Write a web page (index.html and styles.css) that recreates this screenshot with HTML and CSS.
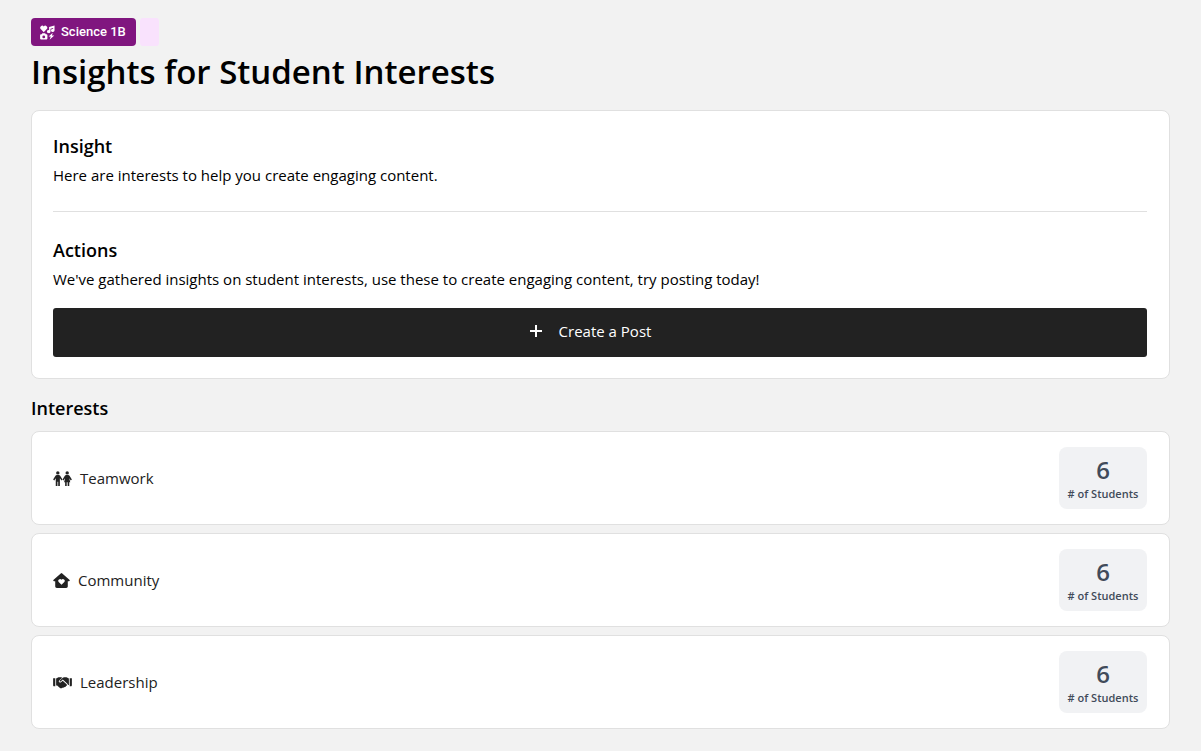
FILE: index.html
```html
<!DOCTYPE html>
<html lang="en">
<head>
    <meta charset="UTF-8">
    <meta name="viewport" content="width=device-width, initial-scale=1.0">
    <title>Insights for Student Interests</title>
    <link rel="stylesheet" href="styles.css">
</head>
<body>
    <main class="page">
        <header>
            <div class="tags">
                <span class="tag">
                    <svg class="tag-icon" viewBox="0 0 16 16" aria-hidden="true">
                        <path d="M4 7.6.8 4.300A1.900 1.900 0 0 1 4 1.500a1.900 1.900 0 0 1 3.200 2.800z"/>
                        <path d="M15.500.5v5.300a1.900 1.600 0 1 1-1.500-1.600V3.300l-2.800.8v3a1.900 1.600 0 1 1-1.500-1.600V2.200z"/>
                        <path fill-rule="evenodd" d="M2.500 8.700h3l.6 1.200h.8c.6 0 1 .4 1 1v3.600c0 .6-.4 1-1 1H1.100c-.6 0-1-.4-1-1v-3.600c0-.6.4-1 1-1h.8zM4 11.200a1.500 1.500 0 1 0 0 3 1.500 1.500 0 0 0 0-3z"/>
                        <path d="M13.600 8.200 9.200 12.200h2.300l-1.300 3.600 5-4.500h-2.500z"/>
                    </svg>
                    Science 1B
                </span>
                <span class="tag-empty"></span>
            </div>
            <h1>Insights for Student Interests</h1>
        </header>

        <section class="card insight-card">
            <h2>Insight</h2>
            <p>Here are interests to help you create engaging content.</p>
            <hr>
            <h2>Actions</h2>
            <p>We've gathered insights on student interests, use these to create engaging content, try posting today!</p>
            <button type="button" class="post-button">
                <svg class="plus-icon" viewBox="0 0 14 14" aria-hidden="true">
                    <path d="M7 1v12M1 7h12"/>
                </svg>
                Create a Post
            </button>
        </section>

        <section class="interests">
            <h2>Interests</h2>
            <ul class="interest-list">
                <li class="card interest">
                    <svg class="icon-wide" viewBox="0 0 20 16" aria-hidden="true">
                        <circle cx="5" cy="2" r="1.8"/>
                        <circle cx="15" cy="2" r="1.8"/>
                        <path d="M3.900 4.300h2.200c.6 0 1.100.3 1.400.8L10 9l-1 1-1.800-2.400V16H5.400v-4.500h-.8V16H2.800V7.700L1.200 10 0 9.100l2.500-4c.3-.5.8-.8 1.400-.8z"/>
                        <path d="M13.900 4.300h2.200c.6 0 1.100.3 1.400.8l2.500 4-1.200.9-1.600-2.300 1.100 4.300h-1.100V16h-1.700v-4h-1v4h-1.700v-4h-1.100l1.100-4.300L11 10l-1-1 2.500-3.900c.3-.5.8-.8 1.400-.8z"/>
                    </svg>
                    <span class="interest-name">Teamwork</span>
                    <div class="count"><strong>6</strong><span># of Students</span></div>
                </li>
                <li class="card interest">
                    <svg class="icon-home" viewBox="0 0 18 16" aria-hidden="true">
                        <path fill-rule="evenodd" d="M8.200.4a1.200 1.200 0 0 1 1.600 0l7.600 6.800c.8.7.4 1.600-.5 1.600h-1.200v5.400c0 1-.7 1.800-1.700 1.800H4c-1 0-1.700-.8-1.700-1.800V8.800H1.100C.2 8.800-.2 7.900.6 7.200zM9 12.600l3-3A1.900 1.900 0 0 0 9 7.100a1.900 1.900 0 0 0-3 2.500z"/>
                    </svg>
                    <span class="interest-name">Community</span>
                    <div class="count"><strong>6</strong><span># of Students</span></div>
                </li>
                <li class="card interest">
                    <svg class="icon-wide" viewBox="0 0 20 16" aria-hidden="true">
                        <path d="M0 3.500h2.300v8.600H1.500C.7 12.100 0 11.600 0 10.800zM20 3.500h-2.300v8.600h.8c.8 0 1.500-.5 1.500-1.300z"/>
                        <path d="M3.200 3.800 5.700 2.300h3l1 .6-3.300 3c-.8.8-.3 2.200.9 2.200.6 0 1-.2 1.400-.6l1.500-1.300 4.100 3.700c.9.9.4 1.800-.5 1.900-.2.900-1 1.300-1.800 1.100-.5.8-1.500 1-2.200.6-.8.8-2 .7-2.800 0l-2.700-2.300H3.200z"/>
                        <path d="M16.800 3.800 14.300 2.300h-2.700c-.5 0-.9.2-1.300.5L7.100 5.900c-.6.600.1 1.500.9.900l2.300-1.900 4.900 4.300c.4.400.6.900.7 1.500h.9z"/>
                    </svg>
                    <span class="interest-name">Leadership</span>
                    <div class="count"><strong>6</strong><span># of Students</span></div>
                </li>
            </ul>
        </section>
    </main>
</body>
</html>
```
FILE: styles.css
```css
* {
    box-sizing: border-box;
}

body {
    margin: 0;
    background-color: #f2f2f2;
    color: #000;
    font-family: "Open Sans", sans-serif;
    font-size: 15px;
    line-height: 24px;
}

h1, h2, p, ul {
    margin: 0;
}

.page {
    padding: 18px 31px 22px;
}

/* Header */
.tags {
    display: flex;
    gap: 4px;
}

.tag {
    display: flex;
    align-items: center;
    gap: 6px;
    height: 28px;
    padding: 0 10px 0 9px;
    border-radius: 4px;
    background-color: #80167f;
    color: #fff;
    font-family: Roboto, sans-serif;
    font-size: 13px;
    font-weight: 500;
}

.tag-icon {
    width: 15px;
    height: 15px;
    fill: currentColor;
}

.tag-empty {
    width: 19px;
    border-radius: 3px;
    background-color: #f9e2fd;
}

h1 {
    margin-bottom: 12px;
    font-size: 33px;
    font-weight: 600;
    line-height: 52px;
}

h2 {
    font-size: 18px;
    font-weight: 600;
    line-height: 28px;
}

/* Cards */
.card {
    border: 1px solid #e0e0e0;
    border-radius: 8px;
    background-color: #fff;
}

.insight-card {
    padding: 21px 22px 21px 21px;
}

.insight-card p {
    margin-top: 3px;
}

hr {
    height: 1px;
    margin: 24px 0;
    border: none;
    background-color: #e0e0e0;
}

.post-button {
    display: flex;
    align-items: center;
    justify-content: center;
    gap: 16px;
    width: 100%;
    height: 49px;
    margin-top: 17px;
    padding: 0 20px 3px 0;
    border: none;
    border-radius: 3px;
    background-color: #222;
    color: #fff;
    font-family: inherit;
    font-size: 15px;
    cursor: pointer;
}

.plus-icon {
    width: 14px;
    height: 14px;
    fill: none;
    stroke: currentColor;
    stroke-width: 2;
}

/* Interests */
.interests {
    margin-top: 15px;
}

.interest-list {
    display: flex;
    flex-direction: column;
    gap: 8px;
    margin-top: 9px;
    padding: 0;
    list-style: none;
}

.interest {
    display: flex;
    align-items: center;
    padding: 15px 22px 15px 21px;
    color: #222;
}

.icon-wide,
.icon-home {
    height: 15px;
    fill: #222;
}

.icon-wide {
    width: 19px;
}

.icon-home {
    width: 17px;
}

.interest-name {
    flex: 1;
    margin-left: 8px;
}

.count {
    display: flex;
    flex-direction: column;
    align-items: center;
    width: 88px;
    height: 62px;
    padding-top: 7px;
    border-radius: 8px;
    background-color: #f1f2f4;
    color: #414b5a;
}

.count strong {
    font-size: 24px;
    font-weight: 600;
    line-height: 32px;
}

.count span {
    font-size: 11px;
    font-weight: 600;
    line-height: 16px;
}
```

- GIVEN REQUEST -
Search the preceding listing for the word "styles" and pull out every line that holds it.

- EXPECTED ANSWER -
Write a web page (index.html and styles.css) that recreates this screenshot with HTML and CSS.
    <link rel="stylesheet" href="styles.css">
FILE: styles.css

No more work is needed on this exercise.